Thanks again for your help. I will indicate your previous post as the solution to the issue I raised.

This is the working version of the example:

//beginning of code
real H=2.0;
real R=0.5;
mesh Square=square(50,50,[pi*x,H*y]);
fespace Vh(Square,[P1,P1,P1]);
Vh [f1,f2,f3]=[0.0,0.0,0.1];
Vh [u1,u2,u3], [v1,v2,v3];
problem PoissonVec([u1,u2,u3], [v1,v2,v3])=
int2d(Square)(dx(u1)*dx(v1)+dy(u1)*dy(v1)+dx(u2)*dx(v2)+dy(u2)*dy(v2)+dx(u3)*dx(v3)+dy(u3)*dy(v3))
-int2d(Square)(f1*v1 + f2* v2 +f3*v3)+on(1,u1=0,u2=0,u3=0);
PoissonVec;
savevtk("SolutionXYZ_timestep0.vtk",Square,[u1,u2,u3],bin=false);
meshS cyl=movemesh23(Square,transfo=[R*cos(x),R*sin(x),y]);
savevtk("Solmesh3D.vtk",cyl,bin=false);
//end of code

No, I think the problem comes from .vtk being improperly exported.
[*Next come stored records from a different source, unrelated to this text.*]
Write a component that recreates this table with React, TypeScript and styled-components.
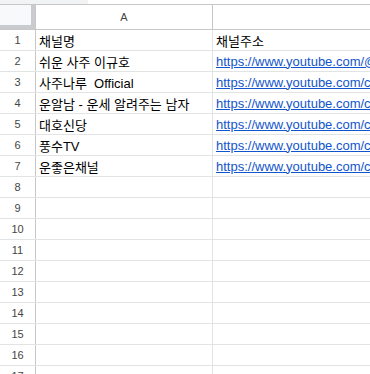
import styled, { createGlobalStyle } from "styled-components";

const GlobalStyle = createGlobalStyle`
  html, body {
    margin: 0;
    padding: 0;
    background: #ffffff;
    overflow: hidden;
  }
  body {
    font-family: "Liberation Sans", "Noto Sans CJK KR", Arial, sans-serif;
  }
`;

const rows: { name: string; url: string }[] = [
  { name: "채널명", url: "" },
  { name: "쉬운 사주 이규호", url: "https://www.youtube.com/@sajulee" },
  { name: "사주나루  Official", url: "https://www.youtube.com/channel/UC" },
  { name: "운알남 - 운세 알려주는 남자", url: "https://www.youtube.com/channel/UC" },
  { name: "대호신당", url: "https://www.youtube.com/channel/UC" },
  { name: "풍수TV", url: "https://www.youtube.com/channel/UC" },
  { name: "운좋은채널", url: "https://www.youtube.com/channel/UC" }
];

const TOTAL_ROWS = 17;

export default function App() {
  return (
    <Sheet>
      <GlobalStyle />
      <TopStrip>
        <NameBoxEdge />
      </TopStrip>
      <HeaderRow>
        <Corner />
        <ColHeader $width={177}>A</ColHeader>
        <ColHeader $width={200} />
      </HeaderRow>
      {Array.from({ length: TOTAL_ROWS }, (_, i) => {
        const row = rows[i];
        return (
          <Row key={i}>
            <RowHeader>{i + 1}</RowHeader>
            <Cell $width={177}>{row?.name}</Cell>
            <Cell $width={200}>
              {i === 0 ? "채널주소" : row ? <Link>{row.url}</Link> : null}
            </Cell>
          </Row>
        );
      })}
    </Sheet>
  );
}

const Sheet = styled.div`
  width: 370px;
  height: 374px;
  overflow: hidden;
  display: flex;
  flex-direction: column;
`;

const TopStrip = styled.div`
  height: 4px;
  flex: none;
  display: flex;
  background: #ffffff;
  border-bottom: 1px solid #c7c7c7;
`;

const NameBoxEdge = styled.div`
  width: 88px;
  background: #f1f3f4;
`;

const HeaderRow = styled.div`
  display: flex;
  height: 25px;
  flex: none;
  border-bottom: 1px solid #c7c7c7;
  box-sizing: border-box;
`;

const Corner = styled.div`
  width: 36px;
  flex: none;
  box-sizing: border-box;
  background: #f8f9fa;
  border-right: 1px solid #c7c7c7;
  box-shadow: inset -4px -4px 0 #c9cbce;
`;

const ColHeader = styled.div<{ $width: number }>`
  width: ${(p) => p.$width}px;
  flex: none;
  box-sizing: border-box;
  border-right: 1px solid #c7c7c7;
  background: #ffffff;
  display: flex;
  align-items: center;
  justify-content: center;
  font-size: 11px;
  color: #444746;
`;

const Row = styled.div`
  display: flex;
  height: 21px;
  flex: none;
  box-sizing: border-box;
  border-bottom: 1px solid #e2e3e3;
`;

const RowHeader = styled.div`
  width: 36px;
  flex: none;
  box-sizing: border-box;
  border-right: 1px solid #c7c7c7;
  display: flex;
  align-items: center;
  justify-content: center;
  font-size: 11px;
  color: #444746;
`;

const Cell = styled.div<{ $width: number }>`
  width: ${(p) => p.$width}px;
  flex: none;
  box-sizing: border-box;
  border-right: 1px solid #e2e3e3;
  padding: 0 3px;
  display: flex;
  align-items: center;
  font-size: 13px;
  color: #000000;
  white-space: pre;
  overflow: hidden;
`;

const Link = styled.span`
  color: #1155cc;
  text-decoration: underline;
`;
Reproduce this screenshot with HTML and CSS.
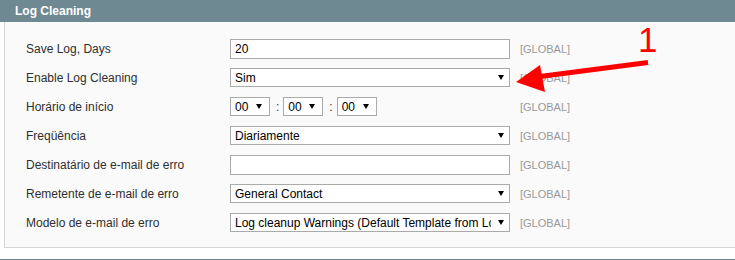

It’s deprecated for a good reason, you should stick to .vtu. If you add this at the bottom of your script, you’ll see that the result is still not what you expect.

[...]
//end of code
fespace VhS(cyl, P1);
VhS u3S = u3;
plot(u3S);

If you add it at the bottom of my modification to your script, you’ll get the desired mapping.

Yes, you are right. I noticed that the cylinder exported in .vtk is deformed in the wrong direction.
However, the square in .vtk and the square in .vtu also differ in the solution intensity.

I need to stick to the parametrisation [R*cos(x), R*sin(x), y] and I also need to define the finite element space over the square; I cannot define it on the deformed reference configuration (cylinder) because I have to write the code in curvilinear coordinates.

Anyhow, I tried your proposed solution in my research code and the problem persists in the deformed reference configuration (cylinder).

I think I have found a solution, which basically consists in transforming the mesh Square into a cylinder directly in ParaView. I tried this strategy and it works for nonzero volume meshes too.

This approach, however, makes no use of the movemesh-like functions since all the transformations are directly applied in ParaView now.

I would have very much preferred to avoid using ParaView filters because I am quite rusty with Python, but at least it works.